Inmediatamente arrancó con una prohibición a la importación y al uso de fertilizantes sintéticos y también de pesticidas no naturales, con lo cual obligó a los más de dos millones de agricultores del país a practicar la agricultura orgánica. A partir de la visión de los ambientalistas que rodeaban al mandatario, la idea fue liderar una movida a nivel global.
Pronto se dieron cuenta de que estaban obteniendo no mucho más de la mitad de la producción habitual. Están frescas las imágenes del presidente huyendo del país mientras los manifestantes tomaban su residencia en medio de una crisis económica sin precedentes. Una parte de ella se atribuye a la escasez de alimentos generada por la propuesta del mandatario. El dejar de usa fertilizantes convencionales fue visto como el mayor daño a los volúmenes que el país generaba.
Los activistas verdes afirman que podemos alimentar al mundo con cultivos orgánicos. No hay elementos para creer que pueden escalar y generar tal resultado, incluso hay discusiones sobre la capacidad para llegar a un buen balance de carbono, ya que necesita más labores.
Prescindir de los productos químicos obligaría a recurrir a una superficie cultivada un 40 por ciento mayor para obtener los mismos alimentos. No está claro de dónde podría salir un área semejante. Y de lograrlo podría afectarse la superficie con bosques, las zonas de conservación, la biodiversidad misma. A la luz del cambio climático, ampliar la cantidad de tierra cultivable no es una solución viable, menos que menos de manera convencional.

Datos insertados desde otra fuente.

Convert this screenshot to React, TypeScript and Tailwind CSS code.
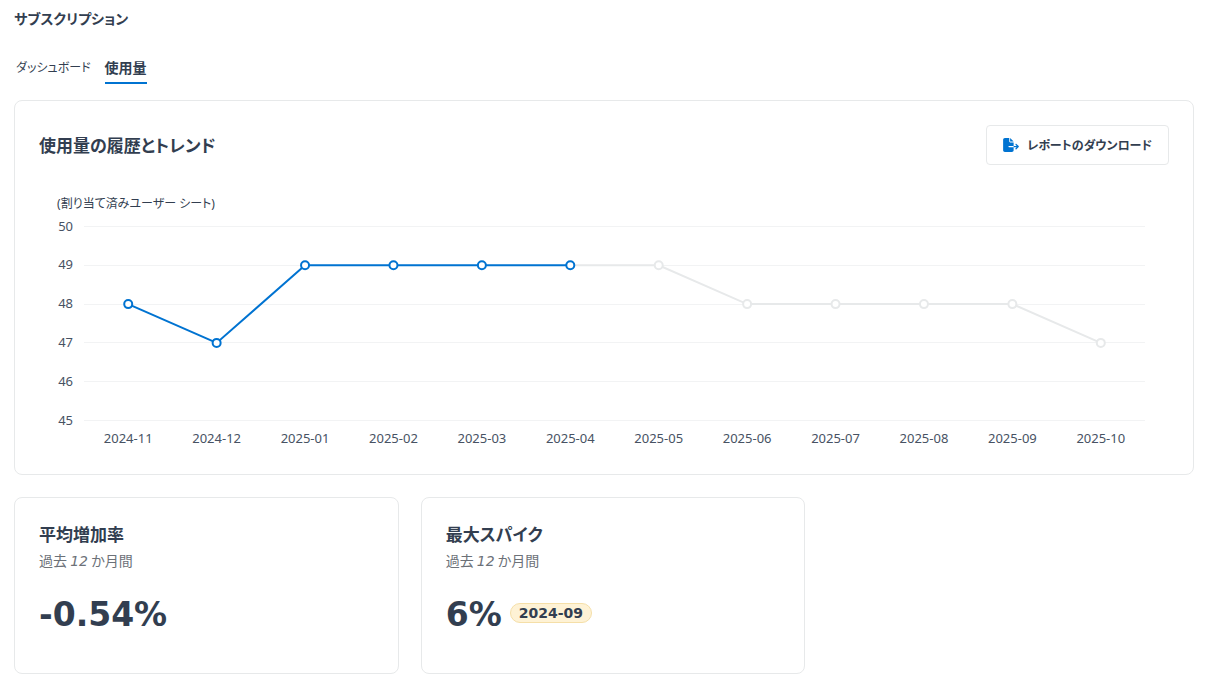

Ahora hay toda una saludable movida en torno de los bioinsumos elaborados a partir de organismos benéficos tales como bacterias, hongos, virus, e insectos, o bien a extractos naturales obtenidos de plantas. No suena posible que vayan a reemplazar totalmente a los agroquímicos pero van a permitir reducir su uso. La tendencia parece firme. En buena hora.